FYI | Nov 10 2006
By Greg Peel
U.S. voters wanted a resolution of Iraq, “but what they got is a new Speaker of the House,” said Ned Schmidt, editor of the Value View Gold Report. “Apparently, the gold market now realizes the potential damage to the U.S. of the new Congress.”
This report from MarketWatch is one that might have been expected yesterday, but it seems that it took the Democrats’ overall victory in both houses – they took the final Senate seat of Virginia – to snap Wall Street out of some strange delirium.
Perhaps a Democrat victory in the House but not the Senate was considered positive, while a totally lame (or as one reporter said, dead) duck president, is another matter altogether. Or perhaps Wall Street just simply refused to believe it yesterday. Either way, markets moved overnight in response to everything that this report covered yesterday (Wall Street Undeterred, Gold Confused, 09/11/06) in directions that might have been otherwise expected.
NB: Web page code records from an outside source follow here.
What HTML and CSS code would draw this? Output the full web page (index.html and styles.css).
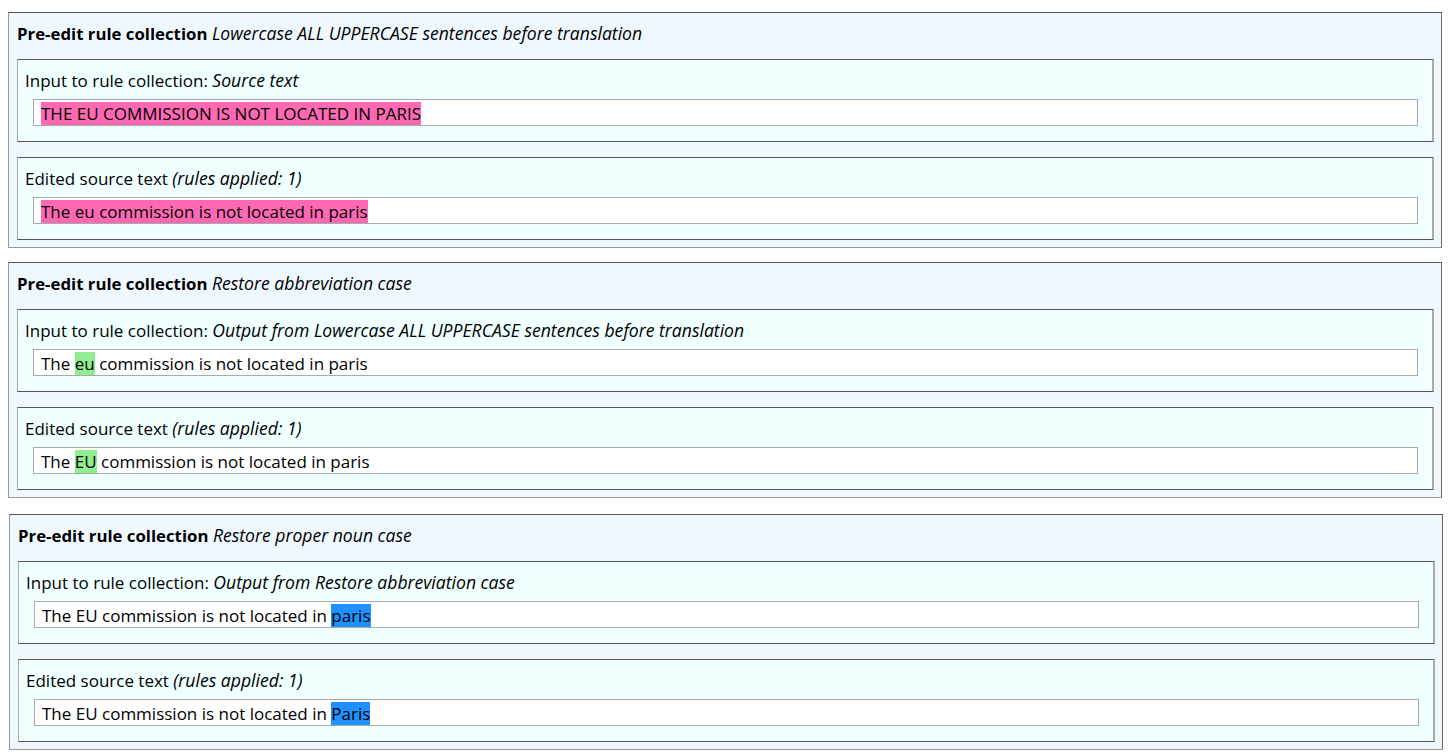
FILE: index.html
```html
<!DOCTYPE html>
<html>
<head>
<meta charset="utf-8">
<link rel="stylesheet" href="styles.css">
</head>
<body>
<div class="page">
  <section class="collection">
    <div class="title"><b>Pre-edit rule collection</b> <i>Lowercase ALL UPPERCASE sentences before translation</i></div>
    <div class="step">
      <div class="label">Input to rule collection: <i>Source text</i></div>
      <div class="field"><span class="hl pink">THE EU COMMISSION IS NOT LOCATED IN PARIS</span></div>
    </div>
    <div class="step">
      <div class="label">Edited source text <i>(rules applied: 1)</i></div>
      <div class="field"><span class="hl pink">The eu commission is not located in paris</span></div>
    </div>
  </section>
  <section class="collection">
    <div class="title"><b>Pre-edit rule collection</b> <i>Restore abbreviation case</i></div>
    <div class="step">
      <div class="label">Input to rule collection: <i>Output from Lowercase ALL UPPERCASE sentences before translation</i></div>
      <div class="field">The <span class="hl green">eu</span> commission is not located in paris</div>
    </div>
    <div class="step">
      <div class="label">Edited source text <i>(rules applied: 1)</i></div>
      <div class="field">The <span class="hl green">EU</span> commission is not located in paris</div>
    </div>
  </section>
  <section class="collection shifted">
    <div class="title"><b>Pre-edit rule collection</b> <i>Restore proper noun case</i></div>
    <div class="step">
      <div class="label">Input to rule collection: <i>Output from Restore abbreviation case</i></div>
      <div class="field">The EU commission is not located in <span class="hl blue">paris</span></div>
    </div>
    <div class="step">
      <div class="label">Edited source text <i>(rules applied: 1)</i></div>
      <div class="field">The EU commission is not located in <span class="hl blue">Paris</span></div>
    </div>
  </section>
</div>
</body>
</html>
```
FILE: styles.css
```css
* { box-sizing: border-box; }
html, body { background: #ffffff; }
body {
  margin: 8px;
  font-family: "Open Sans", "Noto Sans", sans-serif;
  font-size: 17px;
  color: #000;
}
i { font-size: 17.6px; }
.page {
  padding-top: 4px;
  display: flex;
  flex-direction: column;
  gap: 14px;
}
.collection {
  width: 1434px;
  background: #f0f8ff;
  border: 1px solid;
  border-color: #555 #666 #999 #999;
  padding: 8px 7px 7px 8px;
  display: flex;
  flex-direction: column;
}
.collection.shifted {
  margin-top: 2px;
  margin-left: 1px;
}
.title {
  height: 24px;
  line-height: 24px;
  margin-bottom: 14px;
  white-space: nowrap;
}
.title b { font-weight: 700; font-size: 16.8px; }
.title i { font-weight: 400; }
.step {
  background: #f0ffff;
  border: 1px solid;
  border-color: #555 #aaa #555 #aaa;
  border-width: 1px 2px 1px 1px;
  padding: 8px 7px 15px 7px;
}
.step + .step { margin-top: 15px; }
.label {
  height: 24px;
  line-height: 24px;
  white-space: nowrap;
}
.field {
  margin: 7px 7px 0 8px;
  height: 27px;
  background: #fff;
  border: 1px solid #a9a9a9;
  padding: 1px 7px 0 7px;
  line-height: 25px;
  white-space: nowrap;
}
.hl { display: inline-block; height: 23px; vertical-align: top; line-height: 24px; margin-top: 1px; }
.pink { background: #ff69b4; }
.green { background: #90ee90; }
.blue { background: #1e90ff; }
```
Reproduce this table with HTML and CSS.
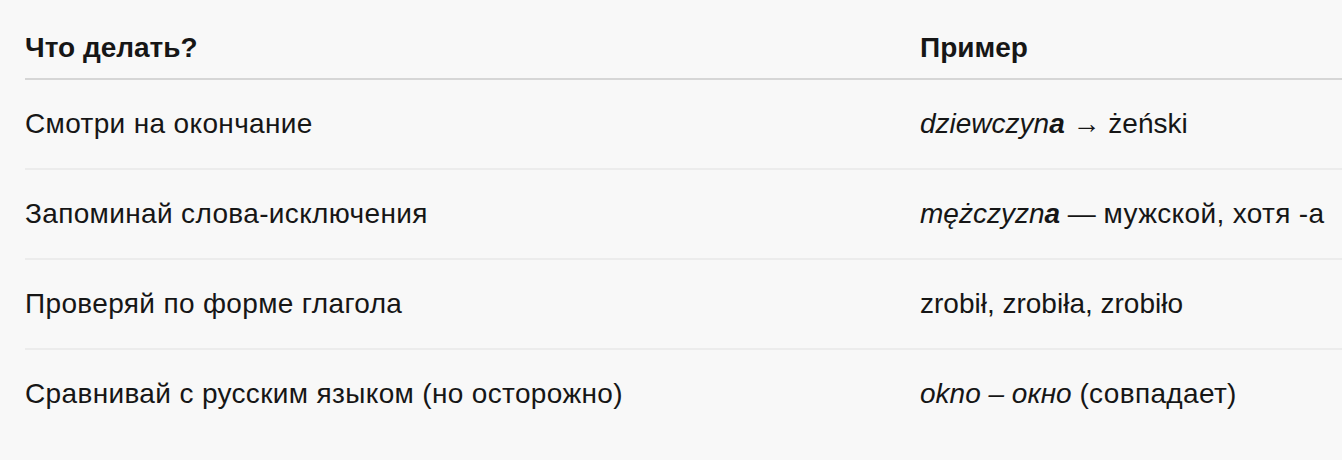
FILE: index.html
```html
<!DOCTYPE html>
<html lang="ru">
<head>
<meta charset="utf-8">
<link rel="stylesheet" href="styles.css">
</head>
<body>
<div class="table">
  <div class="row head">
    <div class="cell">Что делать?</div>
    <div class="cell">Пример</div>
  </div>
  <div class="row">
    <div class="cell ru">Смотри на окончание</div>
    <div class="cell"><i>dziewczyn<b>a</b></i> → żeński</div>
  </div>
  <div class="row">
    <div class="cell ru">Запоминай слова-исключения</div>
    <div class="cell"><i>mężczyzn<b>a</b></i> — <span class="ru">мужской, хотя -а</span></div>
  </div>
  <div class="row">
    <div class="cell ru">Проверяй по форме глагола</div>
    <div class="cell">zrobił, zrobiła, zrobiło</div>
  </div>
  <div class="row last">
    <div class="cell ru">Сравнивай с русским языком (но осторожно)</div>
    <div class="cell"><i>okno – окно</i> <span class="ru">(совпадает)</span></div>
  </div>
</div>
</body>
</html>
```
FILE: styles.css
```css
html, body {
  margin: 0;
  padding: 0;
  background: #f8f8f8;
}
body {
  font-family: "Liberation Sans", Arial, sans-serif;
  font-size: 28px;
  color: #161616;
  overflow: hidden;
}
.table {
  margin: 18px 0 0 25px;
}
.row {
  display: grid;
  grid-template-columns: 895px 1fr;
  border-bottom: 2px solid #ececec;
}
.row .cell {
  padding: 29px 0;
  line-height: 30px;
  white-space: nowrap;
}
.ru {
  letter-spacing: 0.35px;
}
.row.head {
  border-bottom: 2px solid #d6d6d6;
}
.row.head .cell {
  padding: 15px 0;
  font-weight: bold;
}
.row.last {
  border-bottom: none;
}
```
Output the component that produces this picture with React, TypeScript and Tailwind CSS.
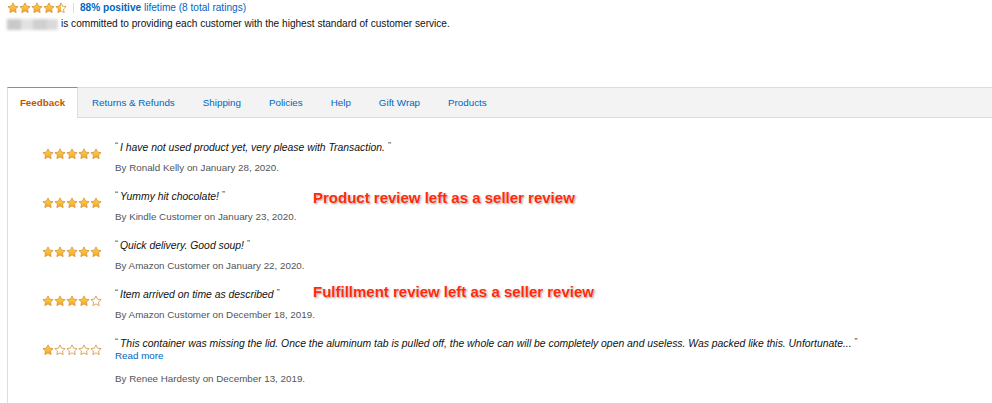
import React from "react";

type Fill = "full" | "half" | "empty";

const STAR =
  "M12 1.8l3.1 6.5 7.1.9-5.2 4.9 1.3 7.1L12 17.8l-6.3 3.4 1.3-7.1-5.2-4.9 7.1-.9z";

function Star({ fill, size, id }: { fill: Fill; size: number; id: string }) {
  return (
    <svg width={size} height={size} viewBox="0 0 24 24" className="block">
      <defs>
        <linearGradient id={`g-${id}`} x1="0" y1="0" x2="0" y2="1">
          <stop offset="0" stopColor="#ffd54a" />
          <stop offset="1" stopColor="#f5a623" />
        </linearGradient>
        <clipPath id={`c-${id}`}>
          <rect x="0" y="0" width="12" height="24" />
        </clipPath>
      </defs>
      <path d={STAR} fill="#fff" />
      {fill === "full" && <path d={STAR} fill={`url(#g-${id})`} />}
      {fill === "half" && (
        <path d={STAR} fill={`url(#g-${id})`} clipPath={`url(#c-${id})`} />
      )}
      <path d={STAR} fill="none" stroke="#d3913a" strokeWidth="1.6" strokeLinejoin="round" />
    </svg>
  );
}

function Stars({ value, size, prefix }: { value: number; size: number; prefix: string }) {
  return (
    <div className="flex">
      {[0, 1, 2, 3, 4].map((i) => {
        const fill: Fill = value >= i + 1 ? "full" : value >= i + 0.5 ? "half" : "empty";
        return <Star key={i} fill={fill} size={size} id={`${prefix}-${i}`} />;
      })}
    </div>
  );
}

const tabs = ["Returns & Refunds", "Shipping", "Policies", "Help", "Gift Wrap", "Products"];

interface Review {
  stars: number;
  text: string;
  by: string;
  more?: boolean;
  note?: string;
  noteTop?: string;
}

const reviews: Review[] = [
  { stars: 5, text: "I have not used product yet, very please with Transaction.", by: "By Ronald Kelly on January 28, 2020." },
  {
    stars: 5,
    text: "Yummy hit chocolate!",
    by: "By Kindle Customer on January 23, 2020.",
    note: "Product review left as a seller review",
    noteTop: "top-[1px]",
  },
  { stars: 5, text: "Quick delivery. Good soup!", by: "By Amazon Customer on January 22, 2020." },
  {
    stars: 4,
    text: "Item arrived on time as described",
    by: "By Amazon Customer on December 18, 2019.",
    note: "Fulfillment review left as a seller review",
    noteTop: "top-[-3px]",
  },
  {
    stars: 1,
    text: "This container was missing the lid. Once the aluminum tab is pulled off, the whole can will be completely open and useless. Was packed like this. Unfortunate...",
    by: "By Renee Hardesty on December 13, 2019.",
    more: true,
  },
];

export default function App() {
  return (
    <div className="h-[403px] w-[992px] overflow-hidden bg-white font-['Liberation_Sans',Arial,sans-serif] text-[10.1px] leading-[14px] text-[#111]">
      <div className="px-[7px] pt-[1px]">
        <div className="flex items-center">
          <Stars value={4.5} size={12} prefix="top" />
          <span className="mx-[6px] h-[10px] w-px bg-[#ddd]" />
          <span className="text-[#0066c0]">
            <span className="font-bold">88% positive</span> lifetime (8 total ratings)
          </span>
        </div>
        <div className="mt-[2px] flex items-center">
          <span className="mr-[3px] flex h-[11px] w-[51px] blur-[1.5px]">
            <span className="h-full w-[14px] bg-[#c9c9c9]" />
            <span className="h-full w-[12px] bg-[#e2e2e2]" />
            <span className="h-full w-[14px] bg-[#cfcfcf]" />
            <span className="h-full w-[11px] bg-[#dadada]" />
          </span>
          <span>is committed to providing each customer with the highest standard of customer service.</span>
        </div>
      </div>

      <div className="ml-[7px] mt-[56px] flex h-[31px] text-[9.8px]">
        <div className="flex w-[71px] items-center justify-center border-t border-r border-l border-t-[#e47911] border-r-[#ddd] border-l-[#ddd] bg-white font-bold text-[#c45500]">
          Feedback
        </div>
        <div className="flex flex-1 items-center border-y border-[#ddd] bg-[#f3f3f3]">
          {tabs.map((t) => (
            <span key={t} className="px-[14px] text-[#0066c0]">
              {t}
            </span>
          ))}
        </div>
      </div>

      <div className="ml-[7px] h-[300px] border-l border-[#ddd] pl-[34px] pt-[23px]">
        {reviews.map((r, i) => (
          <div key={i} className="mb-[15px] flex">
            <div className="w-[73px] shrink-0 pt-[7px]">
              <Stars value={r.stars} size={12} prefix={`r${i}`} />
            </div>
            <div>
              <div className="relative">
                <span className="text-[10.4px] italic">
                  <span className="relative -top-[3px] mr-[2px] text-[9px] not-italic text-[#555]">“</span>
                  {r.text}
                  <span className="relative -top-[3px] ml-[3px] text-[9px] not-italic text-[#555]">”</span>
                </span>
                {r.note && (
                  <span
                    className={`absolute left-[198px] ${r.noteTop} whitespace-nowrap text-[15px] font-bold text-[#ff2a0a] [text-shadow:0_0_2px_#fff,1px_1px_2px_rgba(0,0,0,0.45)]`}
                  >
                    {r.note}
                  </span>
                )}
              </div>
              {r.more && <div className="mt-[-2px] text-[9.8px] text-[#0066c0]">Read more</div>}
              <div className={`${r.more ? "mt-[9px]" : "mt-[6px]"} text-[9.8px] text-[#555]`}>{r.by}</div>
            </div>
          </div>
        ))}
      </div>
    </div>
  );
}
The Dow finished down 73 points to 12,103, and apart from some relatively benign consumer confidence data, reports suggest it was Virginia that tipped over a market looking for an excuse to pull back.
Gold was up US$17.80 to US$633.40/oz. This market suddenly realised that if the (supposedly) most powerful man in the (supposedly) free world does not have the support of his Congress then it is hardly a comfortable situation.
Gold was helped along, nevertheless, by Chinese comments that it intends to diversify its US$1 trillion reserves into other assets – any other assets – including oil and gold. We have known this for a while now. Why is it a surprise?
Commodity markets thus went to town. Apart from gold being up 3%, oil was up 2% (helped by lower than expected inventory levels), silver was up 4.5%, platinum 4%, palladium 10%, aluminium 4%, copper 3%, lead 1.5% and zinc 2%. Nickel (unchanged) was the only odd one out.
The scene is set for an interesting day on the local bourse. Is the commodity boom back in gear? Or is it just a bit of election adjustment? The SPI was down 6 points overnight.